Twice I've been unsure how to move move money with their site and twice I've contacted their customer service center who was more than happy to guide me through the process.


This particular one was only a few thousand dollars worth, and so the issue just never reached a high enough priority for me to invest the time to call ciatomer service.

I just kept checking it once in a while when i had a few seconds to spare.


I guess you’ve never had the displeasure of using treasurydirect.gov.


It's slightly better now. I think they removed the onscreen keyboard and finally let you type your password directly.

But it's still bad.


Do you like radio buttons? I hope you like radio buttons.

Even if the thing that you're using for really, really shouldn't be a radio button.

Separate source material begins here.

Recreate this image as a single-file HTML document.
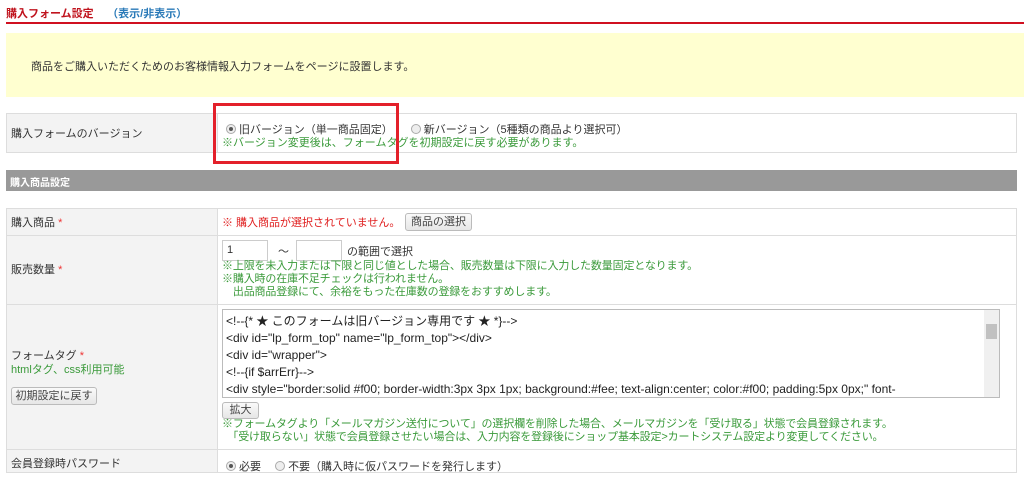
<!DOCTYPE html><html><head><meta charset="utf-8"><style>
*{margin:0;padding:0;box-sizing:border-box}
body{width:1024px;height:483px;background:#fff;font-family:"Liberation Sans","Noto Sans CJK JP",sans-serif;font-size:11px;color:#333;position:relative;overflow:hidden}
.a{position:absolute;white-space:nowrap}
.g{color:#3a9a3a}
.row{position:absolute;left:6px;width:1011px;border:1px solid #ddd;background:#fff}
.lab{position:absolute;left:0;top:0;bottom:0;width:211px;background:#f3f3f3;border-right:1px solid #ddd}
.rd{display:inline-block;width:10px;height:10px;border:1px solid #aaa;border-radius:50%;background:#eee;vertical-align:-1px;margin-right:3px;position:relative}
.rd.on::after{content:"";position:absolute;left:2px;top:2px;width:4px;height:4px;border-radius:50%;background:#555}
.btn{position:absolute;border:1px solid #bbb;border-radius:3px;background:linear-gradient(#fafafa,#e6e6e6);font-size:11px;text-align:center;color:#444}
.req{color:#e33}
</style></head><body>
<div class="a" style="left:6px;top:5px;font-size:11px;font-weight:bold;color:#c0141e">購入フォーム設定　<span style="color:#2a7ab8;margin-left:8px">（表示/非表示）</span></div>
<div class="a" style="left:6px;top:22px;width:1018px;height:2px;background:#d01020"></div>
<div class="a" style="left:6px;top:33px;width:1018px;height:64px;background:#ffffd0"></div>
<div class="a" style="left:31px;top:58px;font-size:11px">商品をご購入いただくためのお客様情報入力フォームをページに設置します。</div>

<div class="row" style="top:113px;height:40px"><div class="lab"></div></div>
<div class="a" style="left:11px;top:125px">購入フォームのバージョン</div>
<div class="a" style="left:226px;top:121px;font-size:11px"><span class="rd on"></span>旧バージョン（単一商品固定）<span style="display:inline-block;width:18px"></span><span class="rd"></span>新バージョン（5種類の商品より選択可）</div>
<div class="a g" style="left:222px;top:134px;font-size:11px">※バージョン変更後は、フォームタグを初期設定に戻す必要があります。</div>
<div class="a" style="left:213px;top:103px;width:186px;height:61px;border:3px solid #e3202a"></div>

<div class="a" style="left:6px;top:170px;width:1011px;height:21px;background:#999"></div>
<div class="a" style="left:10px;top:174px;font-size:10px;font-weight:bold;color:#fff">購入商品設定</div>

<div class="row" style="top:208px;height:265px"><div class="lab"></div></div>
<div class="a" style="left:6px;top:235px;width:1011px;height:1px;background:#ddd"></div>
<div class="a" style="left:6px;top:304px;width:1011px;height:1px;background:#ddd"></div>
<div class="a" style="left:6px;top:449px;width:1011px;height:1px;background:#ddd"></div>

<div class="a" style="left:11px;top:214px">購入商品 <span class="req">*</span></div>
<div class="a" style="left:222px;top:214px;color:#e02020;font-size:11px">※ 購入商品が選択されていません。</div>
<div class="btn" style="left:405px;top:213px;width:67px;height:18px;line-height:16px">商品の選択</div>

<div class="a" style="left:11px;top:261px">販売数量 <span class="req">*</span></div>
<div class="a" style="left:222px;top:240px;width:46px;height:21px;border:1px solid #ccc;padding:3px 4px">1</div>
<div class="a" style="left:278px;top:243px">～</div>
<div class="a" style="left:296px;top:240px;width:46px;height:21px;border:1px solid #ccc"></div>
<div class="a" style="left:347px;top:243px">の範囲で選択</div>
<div class="a g" style="left:222px;top:260px;font-size:11px;line-height:13px;letter-spacing:-0.15px">※上限を未入力または下限と同じ値とした場合、販売数量は下限に入力した数量固定となります。<br>※購入時の在庫不足チェックは行われません。<br>　出品商品登録にて、余裕をもった在庫数の登録をおすすめします。</div>

<div class="a" style="left:11px;top:347px">フォームタグ <span class="req">*</span></div>
<div class="a g" style="left:11px;top:361px;font-size:11px">htmlタグ、css利用可能</div>
<div class="btn" style="left:11px;top:387px;width:86px;height:18px;line-height:16px">初期設定に戻す</div>
<div class="a" style="left:222px;top:309px;width:778px;height:89px;border:1px solid #bbb;font-size:12px;line-height:17px;padding:3px 3px;overflow:hidden;color:#222">&lt;!--{* ★ このフォームは旧バージョン専用です ★ *}--&gt;<br>&lt;div id="lp_form_top" name="lp_form_top"&gt;&lt;/div&gt;<br>&lt;div id="wrapper"&gt;<br>&lt;!--{if $arrErr}--&gt;<br>&lt;div style="border:solid #f00; border-width:3px 3px 1px; background:#fee; text-align:center; color:#f00; padding:5px 0px;" font-</div>
<div class="a" style="left:984px;top:310px;width:15px;height:87px;background:#f0f0f0"></div>
<div class="a" style="left:986px;top:324px;width:11px;height:15px;background:#c1c1c1"></div>
<div class="btn" style="left:222px;top:402px;width:37px;height:17px;line-height:15px">拡大</div>
<div class="a g" style="left:222px;top:418px;font-size:11px;line-height:13px;letter-spacing:-0.15px">※フォームタグより「メールマガジン送付について」の選択欄を削除した場合、メールマガジンを「受け取る」状態で会員登録されます。<br>　「受け取らない」状態で会員登録させたい場合は、入力内容を登録後にショップ基本設定&gt;カートシステム設定より変更してください。</div>

<div class="a" style="left:11px;top:455px">会員登録時パスワード</div>
<div class="a" style="left:226px;top:458px;font-size:11px"><span class="rd on"></span>必要　 <span class="rd"></span>不要（購入時に仮パスワードを発行します）</div>
</body></html>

Vanguard's website revamp in the past three years was disappointing because in the past, I can visit just one (landing) page and get almost all of the info I need about my holdings + actions I could take on them and my accounts. Now, I have to click through a myriad of pages to do what I want. Plus, in Firefox browser at least, if you want to 'Exit' the order and some other pages, it simply doesn't work, so I have to type the 'vanguard.com' in the browser's URL field and ping it again.

This is an example of not breaking what was not broken (or at least, keep most of what was useful instead of replacing everything with "new and cool" stuff just because <no reason?>).


> Vanguard's website revamp in the past three years was disappointing because in the past, I can visit just one (landing) page and get almost all of the info I need about my holdings + actions I could take on them and my accounts.

Bookmark https://holdings.web.vanguard.com/


It's so bad. I don't even like logging in anymore. Padding/whitespace everywhere, no more alternating row colors. I despise mobile-first UIs. The old one many have looked dated but it was more information dense without being overwhelming.